This past week I took a little trip to Somerset in the southwest of England, and spent my first day in Glastonbury, seeking King Arthur and ancient magic.
It was absolutely beautiful, properly warm and breezy, and clear cloudless skies when I hopped off the bus. Now, there are three main things in Glastonbury that one must see (presuming that you come for the town itself, and not for the music festivals in July and August): the ruins of Glastonbury Abbey, the Chalice Well, and the Tor. I spent about six hours in Glastonbury, and saw all three.
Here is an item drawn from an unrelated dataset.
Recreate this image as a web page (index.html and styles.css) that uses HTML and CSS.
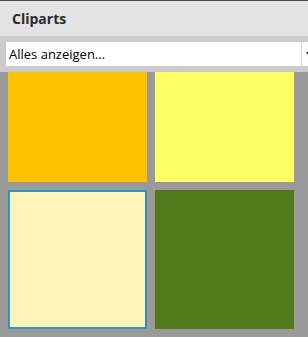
FILE: index.html
```html
<!DOCTYPE html>
<html lang="de">
<head>
    <meta charset="UTF-8">
    <title>Cliparts</title>
    <link rel="stylesheet" href="styles.css">
</head>
<body>

<div class="panel">
    <div class="panel-header">Cliparts</div>

    <div class="toolbar">
        <div class="dropdown">
            <span class="dropdown-text">Alles anzeigen...</span>
            <span class="dropdown-arrow"></span>
        </div>
    </div>

    <div class="clips">
        <div class="clip-grid">
            <div class="clip" style="background:#ffc200"></div>
            <div class="clip" style="background:#ffff66"></div>
            <div class="clip selected" style="background:#fff5b8"></div>
            <div class="clip" style="background:#507a1b"></div>
        </div>
    </div>
</div>

</body>
</html>
```

FILE: styles.css
```css
html, body { margin: 0; padding: 0; overflow: hidden; }
body { font-family: "Open Sans", "Noto Sans", sans-serif; background: #9a9a9a; }
.panel { width: 308px; height: 337px; display: flex; flex-direction: column; }
.panel-header { height: 36px; border-top: 1px solid #4a4a4a; background: #e3e3e3; font-size: 14px; font-weight: bold; color: #2b2b2b; padding-left: 12px; line-height: 36px; box-sizing: border-box; }
.toolbar { height: 36px; background: #cccccc; padding: 6px 0 6px 6px; box-sizing: border-box; overflow: hidden; }
.dropdown { width: 312px; height: 24px; background: #fff; display: flex; align-items: center; }
.dropdown-text { flex: 1; font-size: 13px; color: #000; padding-left: 3px; }
.dropdown-arrow { width: 16px; height: 24px; border-left: 1px solid #dcdcdc; position: relative; }
.dropdown-arrow::after { content: ""; position: absolute; left: 4px; top: 10px; border-left: 3px solid transparent; border-right: 3px solid transparent; border-top: 4px solid #000; }
.clips { flex: 1; overflow: hidden; }
.clip-grid { display: grid; grid-template-columns: 139px 139px; gap: 8px; padding-left: 8px; margin-top: -29px; }
.clip { height: 139px; box-sizing: border-box; }
.clip.selected { border: 2px solid #2a92c6; }
```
Glastonbury Abbey has many legends associated with it, including that it was the first church in England, founded by Joseph of Arimathea himself. But it’s probably most famous for being the site at which some enterprising monks claimed to have discovered the bodies of Arthur and Guinevere. The abbey was one of the wealthiest in England, until it was dissolved by Henry the Eighth.
Now, I’ve never cared much about the “historical Arthur.” I’m considerably more compelled by the mythological Arthur, the one who lives in stories and poems. So, you see, it doesn’t really matter to me whether the “real” remains of Arthur were found here or not. The point is, people have believed that they were for hundreds of years. It’s a powerful place, a place of calm and pilgrimage, and you can feel it in the very air.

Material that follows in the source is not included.